6. **Error Handling & Notification:** Capture errors and send Slack alerts or emails.
## Step-by-Step Tutorial
### Step 1: Set up n8n
– Deploy n8n locally or through a cloud service.
– Configure API credentials for Google Analytics, Facebook Ads, Google Sheets, and Redshift with encrypted environment variables.
### Step 2: Define the Trigger
– Add a **Cron** node configured to run daily at 2 AM (or any preferred time) to ensure marketing data freshness.
### Step 3: Extract Data from Google Analytics
– Add an **HTTP Request** node or use the **Google Analytics node** (if available).
– Configure the node with OAuth2 credentials.
– Specify the metrics and dimensions, date range (usually yesterday), and the view ID.
– The output will be JSON formatted with traffic/session data.
**Tips:** paginate through results if data is large.
### Step 4: Extract Data from Facebook Ads
– Add an **HTTP Request** node targeting the Facebook Graph API.
– Authenticate using access token.
– Pull insights such as impressions, clicks, cost per result per campaign for the same date range.
**Tips:** Handle API rate limits by implementing retries and exponential backoff.
### Step 5: Read Supplementary Campaign Data from Google Sheets
– Use the **Google Sheets node** to pull rows from a specified sheet.
– Data may include manual inputs like offline campaign costs, notes, or attribution models.
### Step 6: Data Transformation
– Use the **Function** node or **Set** node in n8n to map fields, cast data types, and merge datasets.
– Normalize date formats and unify campaign identifiers.
– Prepare data insert statements or CSV data strings compatible with Redshift.
### Step 7: Load Data into Amazon Redshift
– Use the **Postgres node**.
– Connect with Redshift cluster credentials.
– Create staging tables if not already present.
– Execute `COPY` commands or batch insert queries to load data.
**Tips:**
– Use Redshift’s `COPY` command for bulk inserts with CSV files stored temporarily on S3 for large datasets.
– For small data, direct inserts in SQL from n8n work fine.
– Implement `UPSERT` logic if incremental updates are required.
### Step 8: Error Handling and Notifications
– Add a **Error Trigger** node to catch failures.
– Notify the analytics team via Slack or email with the error details using corresponding nodes.
### Step 9: Test and Deploy
– Run the workflow manually first for a few days.
– Validate data completeness and accuracy in Redshift.
– Monitor logs and performance.
## Common Errors & Tips
– **API Authentication Failures:** Regularly refresh OAuth tokens; verify scopes.
– **Data Schema Mismatches:** Enforce consistent data types during transformation.
– **API Rate Limits:** Implement retries with backoff to avoid throttling.
– **Redshift Connection Timeouts:** Verify network configurations, VPC settings, and security groups.
– **Partial Data Loads:** Use transactional SQL or staging tables to avoid dirty data.
## Scalability and Adaptation
– This workflow can be extended to more data sources (e.g., Twitter Ads, LinkedIn, HubSpot) by adding API nodes.
– For large volume data, consider batch extraction and loading using S3 as an intermediate storage.
– Implement incremental loads by maintaining last extraction timestamps in a metadata table.
– Version control your n8n workflows and keep environment variables secure.
## Summary
Automating marketing data ingestion into Amazon Redshift with n8n streamlines the ETL process, reduces manual errors, and accelerates time-to-insight.

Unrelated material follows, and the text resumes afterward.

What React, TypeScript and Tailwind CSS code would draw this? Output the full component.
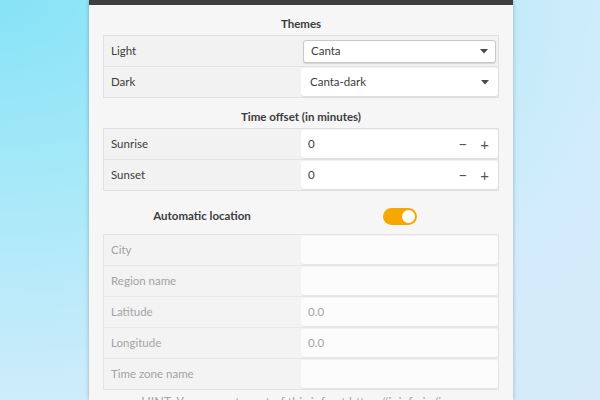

Through scheduled triggers, API integrations, data transformation, and robust loading procedures, Data & Analytics teams can maintain an accurate, up-to-date marketing data warehouse repository.
—
**Bonus Tip: Use Parameterized Workflows** — In n8n, create reusable workflows that accept parameters such as date ranges and campaign IDs to run targeted data loads or reprocess historical data on-demand without duplicating logic.
This methodology not only saves engineering time but also ensures consistent automation maintenance and scalability as your marketing data ecosystem grows.